Adem Özköse’den sonra kısa bir konuşma yapmak için söz alan araştırmacı yazar Ahmet Varol, bu konferansı ve etkinliği organize edenlere teşekkür edip, Suriye kıyamına yönelik İrancı yaklaşımı sert ifadelerle eleştirdi. Ayaklanmaların arkasında komplo arayanlara, direnişçilerin arkasında sömürgeci güçleri arayanlara, Suriye sokağında ABD yi arayanlara hitaben şöyle dedi: "ABD bu kıyamda İslami direnişçilerin değil Esed rejiminin yanındadır. ABD Irak ta neredeyse, Afganistan da neredeyse Suriye dede oradadır." Varol konuşmasını, ABD’nin bu kıyamda nerede durduğunu görmek isteyenlerin Esed rejiminin safına ve onlara saf tutan İran ve Hizbullah’ın safına bakmaları gerektiğini söyleyerek tamamladı.
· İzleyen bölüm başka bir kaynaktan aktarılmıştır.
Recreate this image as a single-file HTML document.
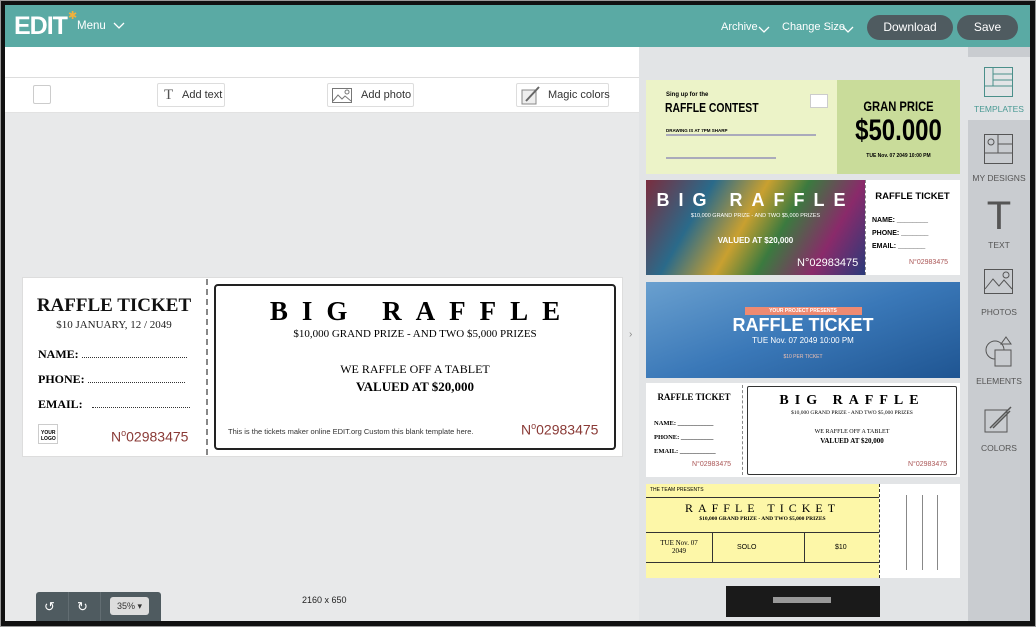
<!DOCTYPE html>
<html><head><meta charset="utf-8"><style>
*{margin:0;padding:0;box-sizing:border-box}
body{width:1036px;height:627px;overflow:hidden;background:#9a9a9a;font-family:"Liberation Sans",sans-serif;position:relative}
.a{position:absolute;white-space:nowrap}
.frame{left:1px;top:1px;width:1034px;height:625px;background:#111}
.hdr{left:5px;top:5px;width:1025px;height:42px;background:#5aaaa4;color:#fff}
.btn{background:#4f5b60;color:#fff;border-radius:16px;font-size:12px;text-align:center;line-height:25px;height:25px}
.serif{font-family:"Liberation Serif",serif}
.tb{border:1px solid #ddd;background:#fff;height:24px;font-size:11px;line-height:22px;color:#333;border-radius:2px}
.side{font-size:8.5px;color:#555;text-align:center;width:62px;left:968px}
.dl{display:inline-block;border-bottom:1px dotted #333;height:9px;vertical-align:baseline}
</style></head><body>
<div class="a frame"></div>
<div class="a" style="left:5px;top:5px;width:1025px;height:616px;background:#e8e9ea"></div>
<div class="a hdr">
 <div class="a" style="left:9px;top:7px;font-size:25px;font-weight:bold;letter-spacing:-1px">EDIT</div>
 <div class="a" style="left:63px;top:4px;color:#f2b13a;font-size:11px">✱</div>
 <div class="a" style="left:72px;top:15px;font-size:11.5px">Menu</div>
 <svg class="a" style="left:108px;top:17px" width="12" height="8"><path d="M1 1l5 5 5-5" stroke="#fff" fill="none" stroke-width="1.3"/></svg>
 <div class="a" style="left:716px;top:16px;font-size:11px">Archive</div>
 <svg class="a" style="left:753px;top:21px" width="12" height="8"><path d="M1 1l5 5 5-5" stroke="#fff" fill="none" stroke-width="1.3"/></svg>
 <div class="a" style="left:777px;top:16px;font-size:11px">Change Size</div>
 <svg class="a" style="left:837px;top:21px" width="12" height="8"><path d="M1 1l5 5 5-5" stroke="#fff" fill="none" stroke-width="1.3"/></svg>
 <div class="a btn" style="left:862px;top:10px;width:86px">Download</div>
 <div class="a btn" style="left:952px;top:10px;width:61px">Save</div>
</div>
<!-- toolbar -->
<div class="a" style="left:5px;top:47px;width:634px;height:66px;background:#fff"></div>
<div class="a" style="left:5px;top:77px;width:634px;height:1px;background:#ddd"></div>
<div class="a" style="left:5px;top:112px;width:634px;height:1px;background:#e2e2e2"></div>
<div class="a" style="left:33px;top:85px;width:18px;height:19px;border:1px solid #ccc;border-radius:2px"></div>
<div class="a tb" style="left:157px;top:83px;width:68px"><span style="position:absolute;left:6px;top:0;font-size:15px;font-family:'Liberation Serif',serif;color:#555">T</span><span style="position:absolute;left:24px">Add text</span></div>
<div class="a tb" style="left:327px;top:83px;width:87px"><svg style="position:absolute;left:4px;top:4px" width="20" height="15"><rect x=".5" y=".5" width="19" height="14" fill="none" stroke="#777"/><path d="M1 13l5-6 4 4 3-3 6 5" stroke="#777" fill="none"/><circle cx="15" cy="4" r="2" fill="none" stroke="#777"/></svg><span style="position:absolute;left:33px">Add photo</span></div>
<div class="a tb" style="left:516px;top:83px;width:93px"><svg style="position:absolute;left:4px;top:2px" width="20" height="19"><rect x="1" y="4" width="14" height="14" fill="#eee" stroke="#888"/><path d="M5 15L18 1" stroke="#666" stroke-width="2"/></svg><span style="position:absolute;left:31px">Magic colors</span></div>
<!-- main ticket -->
<div class="a" style="left:22px;top:277px;width:601px;height:180px;background:#fff;border:1px solid #ddd"></div>
<div class="a" style="left:206px;top:279px;height:176px;border-left:2px dashed #888"></div>
<div class="a serif" style="left:22px;top:295px;width:184px;text-align:center;font-size:19px;font-weight:bold;color:#111">RAFFLE TICKET</div>
<div class="a serif" style="left:22px;top:319px;width:184px;text-align:center;font-size:11px;color:#222">$10 JANUARY, 12 / 2049</div>
<div class="a serif" style="left:38px;top:347px;font-size:12px;font-weight:bold">NAME: <span class="dl" style="width:105px"></span></div>
<div class="a serif" style="left:38px;top:372px;font-size:12px;font-weight:bold">PHONE: <span class="dl" style="width:97px"></span></div>
<div class="a serif" style="left:38px;top:397px;font-size:12px;font-weight:bold">EMAIL: &nbsp;&nbsp;<span class="dl" style="width:98px"></span></div>
<div class="a" style="left:38px;top:424px;width:20px;height:20px;border:1px solid #ccc;font-size:5px;font-weight:bold;padding:5px 2px;line-height:6px;white-space:normal">YOUR LOGO</div>
<div class="a" style="left:111px;top:428px;font-size:14px;color:#8a3a36">N<sup style="font-size:9px">o</sup>02983475</div>
<div class="a" style="left:214px;top:284px;width:402px;height:166px;border:2px solid #222;border-radius:4px"></div>
<div class="a serif" style="left:214px;top:296px;width:402px;text-align:center;font-size:27px;font-weight:bold;letter-spacing:14px;padding-left:14px">BIG RAFFLE</div>
<div class="a serif" style="left:214px;top:328px;width:402px;text-align:center;font-size:11px">$10,000 GRAND PRIZE - AND TWO $5,000 PRIZES</div>
<div class="a serif" style="left:214px;top:362px;width:402px;text-align:center;font-size:12px">WE RAFFLE OFF A TABLET</div>
<div class="a serif" style="left:214px;top:379px;width:402px;text-align:center;font-size:13px;font-weight:bold">VALUED AT $20,000</div>
<div class="a" style="left:228px;top:427px;font-size:7.5px;color:#333">This is the tickets maker online EDIT.org Custom this blank template here.</div>
<div class="a" style="left:521px;top:421px;font-size:14px;color:#8a3a36">N<sup style="font-size:9px">o</sup>02983475</div>
<div class="a" style="left:629px;top:329px;font-size:10px;color:#888">›</div>
<!-- bottom bar -->
<div class="a" style="left:36px;top:592px;width:125px;height:29px;background:#4f5b60;border-radius:3px 3px 0 0"></div>
<div class="a" style="left:68px;top:592px;width:1px;height:29px;background:#626d72"></div>
<div class="a" style="left:100px;top:592px;width:1px;height:29px;background:#626d72"></div>
<div class="a" style="left:44px;top:599px;color:#fff;font-size:13px">↺</div>
<div class="a" style="left:77px;top:599px;color:#fff;font-size:13px">↻</div>
<div class="a" style="left:110px;top:597px;width:39px;height:18px;background:#ddd;border-radius:3px;font-size:9px;line-height:18px;text-align:center;color:#333">35% ▾</div>
<div class="a" style="left:302px;top:595px;font-size:9px;color:#222">2160 x 650</div>
<!-- template panel -->
<div class="a" style="left:639px;top:47px;width:329px;height:574px;background:#e2e4e6"></div>
<div class="a" style="left:646px;top:80px;width:191px;height:94px;background:#ecf3c8"></div>
<div class="a" style="left:837px;top:80px;width:123px;height:94px;background:#c9dc9a"></div>
<div class="a" style="left:666px;top:92px;font-size:6px;font-weight:bold">Sing up for the</div>
<div class="a" style="left:665px;top:100px;font-size:13px;font-weight:bold;transform:scaleX(.8);transform-origin:left">RAFFLE CONTEST</div>
<div class="a" style="left:666px;top:128px;font-size:4.5px;font-weight:bold">DRAWING IS AT 7PM SHARP</div>
<div class="a" style="left:666px;top:134px;width:150px;height:2px;background:#aab"></div>
<div class="a" style="left:666px;top:157px;width:110px;height:2px;background:#aab"></div>
<div class="a" style="left:810px;top:94px;width:18px;height:14px;background:#fff;border:1px solid #ccc"></div>
<div class="a" style="left:837px;top:98px;width:123px;text-align:center;font-size:14px;font-weight:bold;transform:scaleX(.8)">GRAN PRICE</div>
<div class="a" style="left:837px;top:114px;width:123px;text-align:center;font-size:30px;font-weight:bold;transform:scaleX(.8)">$50.000</div>
<div class="a" style="left:837px;top:153px;width:123px;text-align:center;font-size:5px;font-weight:bold">TUE Nov. 07 2049 10:00 PM</div>
<div class="a" style="left:646px;top:180px;width:219px;height:95px;background:linear-gradient(120deg,#7a2d3e,#2a6a8a 25%,#c9a030 45%,#3b7a3f 60%,#8a2a6a 80%,#2a3a7a)"></div>
<div class="a" style="left:646px;top:190px;width:219px;text-align:center;color:#fff;font-size:18px;font-weight:bold;letter-spacing:9px">BIG RAFFLE</div>
<div class="a" style="left:646px;top:213px;width:219px;text-align:center;color:#fff;font-size:5.5px">$10,000 GRAND PRIZE - AND TWO $5,000 PRIZES</div>
<div class="a" style="left:646px;top:236px;width:219px;text-align:center;color:#fff;font-size:8px;font-weight:bold">VALUED AT $20,000</div>
<div class="a" style="left:797px;top:257px;color:#fff;font-size:11px">N°02983475</div>
<div class="a" style="left:865px;top:180px;width:95px;height:95px;background:#fff;border-left:1px dashed #888"></div>
<div class="a" style="left:865px;top:191px;width:95px;text-align:center;font-size:9.5px;font-weight:bold">RAFFLE TICKET</div>
<div class="a" style="left:872px;top:214px;font-size:7px;font-weight:bold;line-height:13px">NAME: ________<br>PHONE: _______<br>EMAIL: _______</div>
<div class="a" style="left:909px;top:259px;font-size:7px;color:#a55">N°02983475</div>
<div class="a" style="left:646px;top:282px;width:314px;height:96px;background:linear-gradient(160deg,#6aa0cf,#3a78b8 50%,#1f5592)"></div>
<div class="a" style="left:745px;top:307px;width:117px;height:8px;background:#ee8a72"></div>
<div class="a" style="left:646px;top:307px;width:314px;text-align:center;color:#fff;font-size:5px;font-weight:bold;line-height:8px">YOUR PROJECT PRESENTS</div>
<div class="a" style="left:646px;top:315px;width:314px;text-align:center;color:#fff;font-size:18px;font-weight:bold">RAFFLE TICKET</div>
<div class="a" style="left:646px;top:336px;width:314px;text-align:center;color:#fff;font-size:8px">TUE Nov. 07 2049 10:00 PM</div>
<div class="a" style="left:646px;top:354px;width:314px;text-align:center;color:#f0c0b0;font-size:5px">$10 PER TICKET</div>
<div class="a" style="left:646px;top:383px;width:314px;height:94px;background:#fff"></div>
<div class="a" style="left:742px;top:385px;height:90px;border-left:1px dashed #888"></div>
<div class="a" style="left:747px;top:386px;width:210px;height:89px;border:1px solid #333;border-radius:2px"></div>
<div class="a serif" style="left:646px;top:392px;width:96px;text-align:center;font-size:9px;font-weight:bold">RAFFLE TICKET</div>
<div class="a serif" style="left:654px;top:417px;font-size:6.5px;font-weight:bold;line-height:14px">NAME: ___________<br>PHONE: __________<br>EMAIL: ___________</div>
<div class="a" style="left:692px;top:461px;font-size:7px;color:#a55">N°02983475</div>
<div class="a serif" style="left:747px;top:393px;width:210px;text-align:center;font-size:14px;font-weight:bold;letter-spacing:6px">BIG RAFFLE</div>
<div class="a serif" style="left:747px;top:410px;width:210px;text-align:center;font-size:5.5px">$10,000 GRAND PRIZE - AND TWO $5,000 PRIZES</div>
<div class="a serif" style="left:747px;top:429px;width:210px;text-align:center;font-size:6px">WE RAFFLE OFF A TABLET</div>
<div class="a serif" style="left:747px;top:437px;width:210px;text-align:center;font-size:7px;font-weight:bold">VALUED AT $20,000</div>
<div class="a" style="left:908px;top:461px;font-size:7px;color:#a55">N°02983475</div>
<div class="a" style="left:646px;top:484px;width:233px;height:94px;background:#fdf7a8"></div>
<div class="a" style="left:646px;top:497px;width:233px;height:66px;border-top:1px solid #333;border-bottom:1px solid #333"></div>
<div class="a" style="left:646px;top:532px;width:233px;border-top:1px solid #333"></div>
<div class="a" style="left:712px;top:532px;height:31px;border-left:1px solid #333"></div>
<div class="a" style="left:804px;top:532px;height:31px;border-left:1px solid #333"></div>
<div class="a" style="left:650px;top:487px;font-size:5px">THE TEAM PRESENTS</div>
<div class="a serif" style="left:646px;top:501px;width:233px;text-align:center;font-size:12px;letter-spacing:5px">RAFFLE TICKET</div>
<div class="a serif" style="left:646px;top:516px;width:233px;text-align:center;font-size:5.5px;font-weight:bold">$10,000 GRAND PRIZE - AND TWO $5,000 PRIZES</div>
<div class="a serif" style="left:646px;top:539px;width:66px;text-align:center;font-size:7px;line-height:8px">TUE Nov. 07<br>2049</div>
<div class="a" style="left:737px;top:544px;font-size:7px">SOLO</div>
<div class="a" style="left:835px;top:544px;font-size:7px">$10</div>
<div class="a" style="left:879px;top:484px;width:81px;height:94px;background:#fff;border-left:1px dashed #333"></div>
<div class="a" style="left:906px;top:495px;width:1px;height:75px;background:#888"></div>
<div class="a" style="left:922px;top:495px;width:1px;height:75px;background:#888"></div>
<div class="a" style="left:937px;top:495px;width:1px;height:75px;background:#888"></div>
<div class="a" style="left:726px;top:586px;width:154px;height:31px;background:#1a1a1a"></div>
<div class="a" style="left:773px;top:597px;width:58px;height:6px;background:#999"></div>
<!-- sidebar -->
<div class="a" style="left:968px;top:47px;width:62px;height:574px;background:#c9ccd0"></div>
<div class="a" style="left:968px;top:57px;width:62px;height:63px;background:#e2e4e6"></div>
<svg class="a" style="left:984px;top:67px" width="29" height="30"><rect x=".5" y=".5" width="28" height="29" fill="none" stroke="#4a8f8a"/><path d="M.5 19h28M9 .5v19M9 7h20M9 13h20" stroke="#4a8f8a" fill="none"/></svg>
<div class="a side" style="top:104px;color:#4a9a94">TEMPLATES</div>
<svg class="a" style="left:984px;top:134px" width="29" height="30"><rect x=".5" y=".5" width="28" height="29" fill="none" stroke="#555"/><path d="M.5 19h28M14 .5v19M14 10h15" stroke="#555" fill="none"/><circle cx="7" cy="8" r="3" fill="none" stroke="#555"/></svg>
<div class="a side" style="top:173px">MY DESIGNS</div>
<div class="a" style="left:984px;top:196px;font-size:40px;color:#555;font-family:'Liberation Sans';font-weight:lighter;width:30px;text-align:center;line-height:40px">T</div>
<div class="a side" style="top:240px">TEXT</div>
<svg class="a" style="left:984px;top:269px" width="29" height="25"><rect x=".5" y=".5" width="28" height="24" fill="none" stroke="#555"/><path d="M1 20l8-10 6 7 5-6 8 9" stroke="#555" fill="none"/><circle cx="22" cy="6" r="3" fill="none" stroke="#555"/></svg>
<div class="a side" style="top:307px">PHOTOS</div>
<svg class="a" style="left:984px;top:336px" width="30" height="32"><circle cx="11" cy="14" r="9" fill="none" stroke="#555"/><rect x="11" y="14" width="16" height="16" fill="#c9ccd0" stroke="#555"/><path d="M22 1l5 7h-10z" fill="none" stroke="#555"/></svg>
<div class="a side" style="top:376px">ELEMENTS</div>
<svg class="a" style="left:984px;top:404px" width="30" height="30"><rect x="1" y="6" width="22" height="22" fill="none" stroke="#555"/><path d="M6 24L27 3M9 24l17-17" stroke="#555" stroke-width="1.5"/></svg>
<div class="a side" style="top:443px">COLORS</div>
</body></html>
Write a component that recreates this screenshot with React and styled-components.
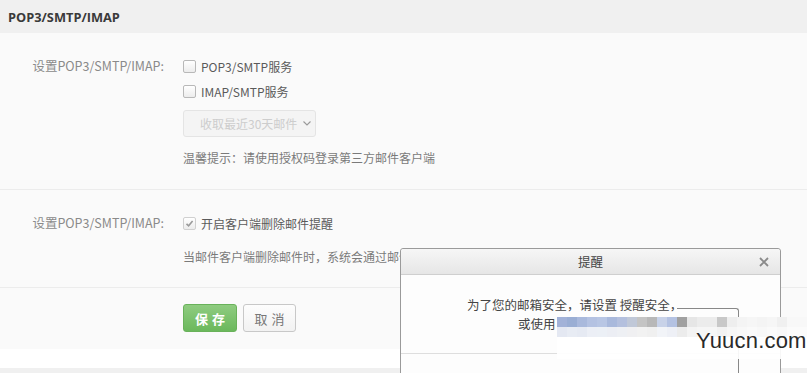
import React from "react";
import styled, { createGlobalStyle } from "styled-components";

const Global = createGlobalStyle`
  html, body { margin: 0; padding: 0; background: #fff; }
  body {
    font-family: "Noto Sans CJK SC", "Noto Sans", sans-serif;
    font-size: 12px;
    color: #333;
    overflow: hidden;
  }
`;

const Page = styled.div`
  position: relative;
  width: 807px;
  height: 373px;
  overflow: hidden;
  background: #fff;
`;

const Header = styled.div`
  height: 33px;
  background: #f0f0f0;
  display: flex;
  align-items: center;
  padding-left: 8px;
  font-family: "Open Sans", "Noto Sans CJK SC", sans-serif;
  font-weight: 700;
  font-size: 12.8px;
  color: #3a3a3a;
`;

const Body = styled.div`
  background: #fafafa;
`;

const Section = styled.div`
  display: grid;
  grid-template-columns: 164px 1fr;
  column-gap: 19px;
  padding: ${(p) => p.$pad};
  border-bottom: ${(p) => (p.$last ? "none" : "1px solid #ececec")};
`;

const Label = styled.div`
  text-align: right;
  color: #8a8a8a;
  line-height: 24px;
  height: 24px;
  white-space: nowrap;
  font-size: 12.5px;
`;

const Content = styled.div`
  display: flex;
  flex-direction: column;
  align-items: flex-start;
`;

const CheckRow = styled.label`
  display: flex;
  align-items: center;
  gap: 5px;
  height: ${(p) => p.$h || 25}px;
  color: #5a5a5a;
  white-space: nowrap;
  font-size: 12px;
`;

const Box = styled.span`
  width: 11px;
  height: 11px;
  border: 1px solid ${(p) => (p.$checked ? "#d0d0d0" : "#b8b8b8")};
  border-radius: 2px;
  background: linear-gradient(#ffffff, #ececec);
  display: inline-flex;
  align-items: center;
  justify-content: center;
  flex: none;
`;

const Select = styled.div`
  margin-top: 6px;
  width: 133px;
  height: 27px;
  box-sizing: border-box;
  border: 1px solid #e4e4e4;
  border-radius: 3px;
  background: #f4f4f4;
  color: #cdcdcd;
  display: flex;
  align-items: center;
  gap: 6px;
  padding-left: 16px;
  font-size: 12px;
`;

const Hint = styled.div`
  margin-top: ${(p) => p.$mt}px;
  line-height: 20px;
  color: #7a7a7a;
  white-space: nowrap;
  font-size: 12px;
`;

const Buttons = styled.div`
  display: flex;
  gap: 6px;
`;

const Button = styled.button`
  width: ${(p) => p.$w}px;
  height: 28px;
  border-radius: 3px;
  font-family: inherit;
  font-size: 13px;
  letter-spacing: 4px;
  text-indent: 4px;
  padding: 0;
  cursor: pointer;
  border: 1px solid ${(p) => (p.$primary ? "#69b25a" : "#c8c8c8")};
  background: ${(p) =>
    p.$primary ? "linear-gradient(#8fcc80, #6bb85c)" : "linear-gradient(#fdfdfd, #f2f2f2)"};
  color: ${(p) => (p.$primary ? "#fff" : "#777")};
  font-weight: ${(p) => (p.$primary ? 700 : 400)};
`;

const Gap = styled.div`
  height: 19px;
  background: #fff;
`;

const Footer = styled.div`
  height: 10px;
  background: #f0f0f0;
`;

/* Dialog overlay */
const Dialog = styled.div`
  position: absolute;
  left: 400px;
  top: 248px;
  width: 379px;
  height: 160px;
  border: 1px solid #9a9a9a;
  border-radius: 3px 3px 0 0;
  background: #fdfdfd;
  display: flex;
  flex-direction: column;
`;

const DialogHead = styled.div`
  height: 25px;
  border-bottom: 1px solid #cfcfcf;
  background: linear-gradient(#f6f6f6, #e6e6e6);
  border-radius: 3px 3px 0 0;
  display: grid;
  grid-template-columns: 1fr auto;
  align-items: center;
  position: relative;
`;

const DialogTitle = styled.div`
  position: absolute;
  left: 0;
  right: 0;
  text-align: center;
  color: #444;
  font-size: 12.5px;
`;

const Close = styled.span`
  grid-column: 2;
  margin-right: 11px;
  display: flex;
`;

const DialogBody = styled.div`
  padding: 20px 0 0 66px;
  height: 58px;
  border-bottom: 1px solid #dedede;
  color: #444;
  font-size: 12.5px;
`;

const MsgLine = styled.div`
  line-height: 19px;
  padding-left: ${(p) => p.$indent || 0}px;
  white-space: nowrap;
`;

const Mosaic = styled.div`
  position: absolute;
  left: 557px;
  top: 317px;
  width: 250px;
  height: 42px;
  background: rgba(255, 255, 255, 0.92);
`;

const InnerFrame = styled.div`
  position: absolute;
  left: 677px;
  top: 308px;
  width: 61px;
  height: 80px;
  border-top: 1px solid #888;
  border-right: 1px solid #888;
  border-radius: 0 3px 0 0;
`;

const Watermark = styled.div`
  position: absolute;
  left: 696px;
  top: 328px;
  font-family: "Liberation Sans", Arial, sans-serif;
  font-size: 22px;
  color: #2a2a2a;
  letter-spacing: 0.2px;
`;

const row1 = [
  "#a2b2d8", "#9aaed4", "#a9b9dc", "#b4c2e2", "#b8c6e4", "#a9b9dc", "#b4c0de",
  "#c0c8d8", "#c4c4c4", "#b8b8b8", "#c8d2e8", "#b4c2e2", "#a0a0a0", "#e6e6e6",
  "#ececec", "#ececec", "#c8c8c8", "#eeeeee", "#f4f4f4", "#f6f6f6", "#f4f4f4",
  "#f6f6f6", "#f0f0f0", "#f8f8f8", "#f8f8f8",
];
const row2 = [
  "#e4e8f2", "#e8ecf4", "#e6eaf3", "#eceff6", "#ecf0f6", "#eceef4", "#eef0f4",
  "#f0f0f2", "#f2f2f2", "#f0f0f0", "#f2f4f8", "#eef0f6", "#ececec", "#f4f4f4",
  "#f6f6f6", "#f6f6f6", "#f2f2f2", "#f6f6f6", "#f8f8f8", "#fafafa", "#f8f8f8",
  "#fafafa", "#f8f8f8", "#fbfbfb", "#fbfbfb",
];

function MosaicBlocks() {
  return (
    <svg width="250" height="20" style={{ display: "block" }}>
      {row1.map((c, i) => (
        <rect key={"a" + i} x={i * 10} y={0} width={10} height={10} fill={c} />
      ))}
      {row2.map((c, i) => (
        <rect key={"b" + i} x={i * 10} y={10} width={10} height={10} fill={c} />
      ))}
    </svg>
  );
}

function Check({ checked }) {
  return (
    <Box $checked={checked}>
      {checked && (
        <svg width="9" height="9" viewBox="0 0 9 9">
          <path d="M1.5 4.8 L3.6 6.8 L7.6 2" fill="none" stroke="#9a9a9a" strokeWidth="1.6" />
        </svg>
      )}
    </Box>
  );
}

export default function App() {
  return (
    <Page>
      <Global />
      <Header>POP3/SMTP/IMAP</Header>
      <Body>
        <Section $pad="21px 0 21px 0">
          <Label>设置POP3/SMTP/IMAP:</Label>
          <Content>
            <CheckRow>
              <Check />
              POP3/SMTP服务
            </CheckRow>
            <CheckRow>
              <Check />
              IMAP/SMTP服务
            </CheckRow>
            <Select>
              收取最近30天邮件
              <svg width="8" height="5" viewBox="0 0 8 5">
                <path d="M0.5 0.5 L4 4 L7.5 0.5" fill="none" stroke="#999" strokeWidth="1.1" />
              </svg>
            </Select>
            <Hint $mt={11}>温馨提示：请使用授权码登录第三方邮件客户端</Hint>
          </Content>
        </Section>
        <Section $pad="21px 0 20px 0">
          <Label>设置POP3/SMTP/IMAP:</Label>
          <Content>
            <CheckRow $h={24}>
              <Check checked />
              开启客户端删除邮件提醒
            </CheckRow>
            <Hint $mt={12}>当邮件客户端删除邮件时，系统会通过邮件通知您</Hint>
          </Content>
        </Section>
        <Section $pad="16px 0 17px 0" $last>
          <div />
          <Buttons>
            <Button $primary $w={54}>保存</Button>
            <Button $w={53}>取消</Button>
          </Buttons>
        </Section>
      </Body>
      <Gap />
      <Footer />

      <Dialog>
        <DialogHead>
          <DialogTitle>提醒</DialogTitle>
          <Close>
            <svg width="10" height="10" viewBox="0 0 10 10">
              <path d="M1 1 L9 9 M9 1 L1 9" stroke="#8a8a8a" strokeWidth="1.8" />
            </svg>
          </Close>
        </DialogHead>
        <DialogBody>
          <MsgLine>为了您的邮箱安全，请设置 授醒安全，</MsgLine>
          <MsgLine $indent={51}>或使用</MsgLine>
        </DialogBody>
      </Dialog>
      <InnerFrame />
      <Mosaic>
        <MosaicBlocks />
      </Mosaic>
      <Watermark>Yuucn.com</Watermark>
    </Page>
  );
}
Konferansta ki en önemli ayrıntıyı belirleyen ise cuma günü humus taki katledilen Suriyeli çocukların sesi ile katılımcılara hitap eden Küçük Akif oldu. Küçük Akif Suriye’li çocuklara hitaben şöyle seslendi:

"Ey Suriyeli çocuklar! şunu iyi biliniz ki sizler bizim kardeşlerimizsiniz. Sizi ağlatan şey bizi de ağlatır. Sizi üzen şey bizide üzer. Aramızdaki sınırlar bizi ayıramaz. Bütün dünya sizden vazgeçsede biz sizden asla vazgeçmeyiz. Salonda katılımcıların duygulu bakışları arasında Esad’a da mesaj veren küçük Akif “Ey Beşşar! Bütün dünyanın Şebbihalarını toplasanda biz senin boynunu indireceğiz .” dedi. Yaptığı kısa konuşmayı “Sakın Allah’ı zalimlerin yaptıklarından habersiz sanma. Ancak, Allah onları (cezalandırmayı), korkudan gözlerin dışarı fırlayacağı bir güne erteliyor.” ayeti ile bitirdi.

Konferans Köklüdeğişim Dergisi yazarlarından Suat Çoban’ın yaptığı samimi dua ile son buldu. Çoban’ın yeniden İkinci Raşidi Hilafeti bizlere nasip et duasına salon güçlü bir aminle karşılık verdi.